When DC first announced the new ‘Supergirl’ title, they implied that this new take on the Girl of Steel would be a godlike alien creature who harbored no inherent concern for the human race. As a life-long fan of the character, I was justifiably concerned. Thankfully, having now read the first issue, that isn’t the case. (Well… yet.)
The book opens with the US military tracking a meteor shower pulverizing rural Kansas, as one officer comments “not far from the Kansas Event,” clearly referencing Superman’s arrival many years earlier. The biggest object strikes at such a forceful velocity that it pierces the Earth’s mantle and plows all the way through to Siberia! This turns out to be Supergirl herself! She comes to, thinking she’s in a dream. Upon seeing her uniform, she thinks, “No way I’d wake up wearing this. Mother would kill me. I’m not supposed to wear this for another year, when I graduate… if I graduate.” That one line won me over. This is Kara, an insecure teen girl, not some godly overlord. Witnessing the snow around her, she is further convinced that she is still in a dream, “because there hasn’t been a blizzard on Krypton since I was barely old enough to walk.”
(Super spoilers below!)
The US military, having an agreement with the Russians, descend to take her into custody, sending giant mecha-suited troopers. Then, as the yellow sun starts to rise, Kara Zor-El realizes she isn’t on Krypton. Not only do tears well in her eyes, but fiery Heat Vision blasts! One by one she takes on the armored troops, sending one flying toward a mountain with her burgeoning super strength. Poor girl! She is not only terrified that she is being assaulted by huge mechas who don’t speak Kryptonian, but suddenly her own body is freaking out in ways she doesn’t understand?! She does what any frightened kid would do… she runs away!
It doesn’t work though as Earth’s yellow sun continues bestowing/assaulting her with incredible powers. Her super hearing kicks in and she is inundated with noises and voices from around the world, driving her to her (uncovered) knees. (See if you can recognize which word bubbles belong in which other New 52 titles!) The troops continue their assault, despite Kara’s pleas, since they don’t understand her. She in turn, fights back. She is facing down two troops when Superman intervenes. To be continued!

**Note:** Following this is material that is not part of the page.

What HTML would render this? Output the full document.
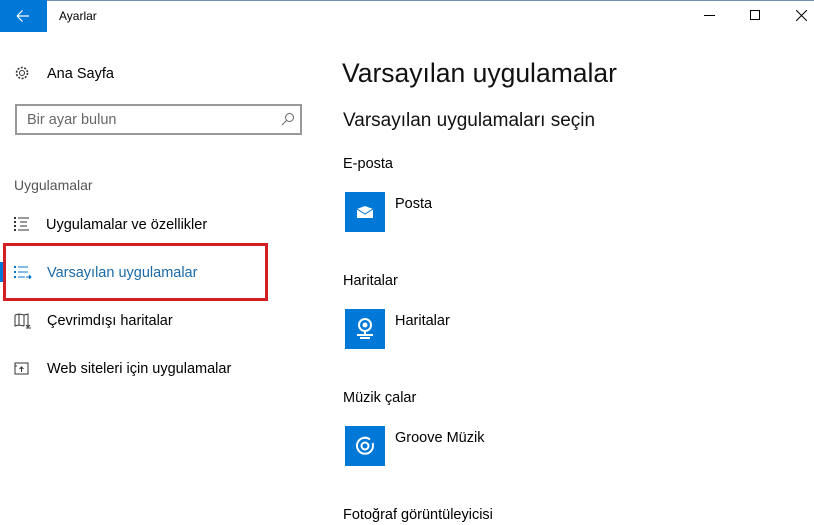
<!DOCTYPE html>
<html><head><meta charset="utf-8"><style>
*{margin:0;padding:0;box-sizing:border-box}
body{width:814px;height:525px;background:#fff;font-family:"Liberation Sans",sans-serif;color:#000;position:relative;overflow:hidden}
.a{position:absolute;white-space:nowrap}
.t{font-size:14px}
.tile{position:absolute;left:345px;width:40px;height:40px;background:#0078d7}
</style></head><body>
<div class="a" style="left:0;top:0;width:814px;height:1px;background:#6b8fb5"></div>
<div class="a" style="left:0;top:0;width:47px;height:32px;background:#0078d7"></div>
<svg class="a" style="left:16px;top:9px" width="14" height="14" viewBox="0 0 14 14"><path d="M1 7H13M1 7L6.5 1.5M1 7L6.5 12.5" stroke="#fff" stroke-width="1.2" fill="none"/></svg>
<div class="a" style="left:59px;top:9px;font-size:12px">Ayarlar</div>
<div class="a" style="left:704px;top:15px;width:11px;height:1px;background:#000"></div>
<div class="a" style="left:750px;top:10px;width:10px;height:10px;border:1px solid #000"></div>
<svg class="a" style="left:796px;top:10px" width="11" height="11"><path d="M0 0L11 11M11 0L0 11" stroke="#000" stroke-width="1"/></svg>

<svg class="a" style="left:14px;top:65px" width="16" height="16" viewBox="0 0 16 16"><circle cx="8" cy="8" r="2.5" fill="none" stroke="#333"/><circle cx="8" cy="8" r="5.5" fill="none" stroke="#333" stroke-width="1.6" stroke-dasharray="2 1.5"/></svg>
<div class="a t" style="left:47px;top:66px;font-size:14.5px">Ana Sayfa</div>
<div class="a" style="left:15px;top:104px;width:287px;height:31px;border:2px solid #999"></div>
<div class="a" style="left:27px;top:112px;font-size:14.5px;color:#666">Bir ayar bulun</div>
<svg class="a" style="left:281px;top:112px" width="14" height="14"><circle cx="8.5" cy="5.5" r="4" fill="none" stroke="#666"/><path d="M5.5 8.5L1 13" stroke="#666"/></svg>
<div class="a" style="left:14px;top:177px;font-size:14px;color:#555">Uygulamalar</div>

<svg class="a" style="left:14px;top:216px" width="16" height="16"><g fill="#333"><rect x="0" y="1" width="2" height="2"/><rect x="0" y="5" width="2" height="2"/><rect x="0" y="9" width="2" height="2"/><rect x="0" y="13" width="2" height="2"/></g><g stroke="#333"><path d="M4 2h11M6 6h7M6 10h7M4 14h11"/></g></svg>
<div class="a t" style="left:46px;top:217px;font-size:14.5px">Uygulamalar ve özellikler</div>

<div class="a" style="left:0;top:262px;width:4px;height:20px;background:#0078d7"></div>
<div class="a" style="left:3px;top:243px;width:265px;height:58px;border:3px solid #d21f26"></div>
<svg class="a" style="left:14px;top:265px" width="18" height="14"><g fill="#0078d7"><rect x="0" y="1" width="2" height="2"/><rect x="0" y="6" width="2" height="2"/><rect x="0" y="11" width="2" height="2"/></g><g stroke="#0078d7"><path d="M4 2h10M4 7h10M4 12h7M12 12h5M15 10l2 2-2 2"/></g></svg>
<div class="a t" style="left:47px;top:265px;font-size:14.5px;color:#1a6aa8">Varsayılan uygulamalar</div>

<svg class="a" style="left:14px;top:313px" width="18" height="16"><path d="M1 2l4-1 5 1 4-1v9M1 2v11l4-1 5 1M5 1v11M10 2v11M14 9v5M12 12l2 2 2-2M12 15h5" fill="none" stroke="#333"/></svg>
<div class="a t" style="left:47px;top:313px;font-size:14.5px">Çevrimdışı haritalar</div>

<svg class="a" style="left:14px;top:362px" width="16" height="14"><path d="M1 1h13v11H1zM7.5 10V5M5.5 7l2-2 2 2M1 4h2" fill="none" stroke="#333"/></svg>
<div class="a t" style="left:47px;top:361px;font-size:14.5px">Web siteleri için uygulamalar</div>

<div class="a" style="left:342px;top:58px;font-size:26.5px;color:#111">Varsayılan uygulamalar</div>
<div class="a" style="left:343px;top:110px;font-size:19px;color:#111">Varsayılan uygulamaları seçin</div>
<div class="a t" style="left:343px;top:156px;font-size:14.5px">E-posta</div>
<div class="tile" style="top:192px"></div>
<svg class="a" style="left:357px;top:206px" width="16" height="12"><path d="M0 3L8 0 16 3V12H0Z" fill="#fff"/><path d="M0 3L8 8 16 3" stroke="#0078d7" fill="none"/></svg>
<div class="a t" style="left:395px;top:196px;font-size:14.5px">Posta</div>
<div class="a t" style="left:343px;top:273px;font-size:14.5px">Haritalar</div>
<div class="tile" style="top:309px"></div>
<svg class="a" style="left:354px;top:316px" width="22" height="26"><circle cx="11" cy="9" r="6" fill="none" stroke="#fff" stroke-width="2"/><circle cx="11" cy="9" r="2.5" fill="#fff"/><path d="M11 15v4M3 19h16M6 22h10" stroke="#fff" stroke-width="2"/></svg>
<div class="a t" style="left:395px;top:313px;font-size:14.5px">Haritalar</div>
<div class="a t" style="left:343px;top:390px;font-size:14.5px">Müzik çalar</div>
<div class="tile" style="top:426px"></div>
<svg class="a" style="left:355px;top:436px" width="20" height="20"><path d="M15 3.5A8 8 0 1 0 17.5 7" fill="none" stroke="#fff" stroke-width="2"/><circle cx="10" cy="10" r="3.5" fill="none" stroke="#fff" stroke-width="2"/></svg>
<div class="a t" style="left:395px;top:430px;font-size:14.5px">Groove Müzik</div>
<div class="a t" style="left:343px;top:507px;font-size:14.5px">Fotoğraf görüntüleyicisi</div>
</body></html>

I admit, I’m partial to Supergirl. She, Wonder Woman and Batgirl were the female super hero staples when I was a kid. I loved her awful theatrical movie. Her Peter David-penned series is one of my all-time favorites. And her recent book by Sterling Gates was excellent, especially when drawn by Jamal Igle! I’m glad to see a character along those lines, not some emotionless deity as was previously hinted at.
I’m still not loving her new costume. The leggings with the knee cut-outs are just so nonsensical! I was okay with the red “shield” on her… uh… you know. It was like the classic super hero briefs, just more stylized. Except in the actual book, that red area is rendered as being lower cut than the rest of her blue leotard, which isn’t pretty. It honestly made me think of an over-sized panty liner, which one hopes wasn’t the intention.
Otherwise, Mahmud Asrar’s pencils are just wonderful. He really capture’s Kara’s wide-eyed innocence. His work actually evokes Jamal Igle’s exemplary work on her previous title, not to mention comic great Alan Davis in its crisp cleanness and dynamics! This issue reads so quickly, it’s hard to get a full gauge on his work, but just in this single issue, he captures Kara’s pathos and some pretty thrilling fight scenes. And this is comics, so what more do you need? And his rendering of Superman was the single most attractive image of his new suit so far. It’s got all the extraneous lines and such, but looks more like fabric than shiny armor, so it’s more subtle and easier to take.
Writing team Michael Green and Mike Johnson do well, conveying a sympathetic, lost young girl. The story is pretty straightforward and brief, but they humanize Kara a great deal and have crafted a character that is easy to root for. It read quickly and was very action driven, but there was a lot of heart, conveyed through Kara’s inner monologue. As quick as the book read, I’m hooked, so they’re doing something right!
Crisp, beautiful art, good writing, character it’s easy to root for? What’s not to love! I’m sold!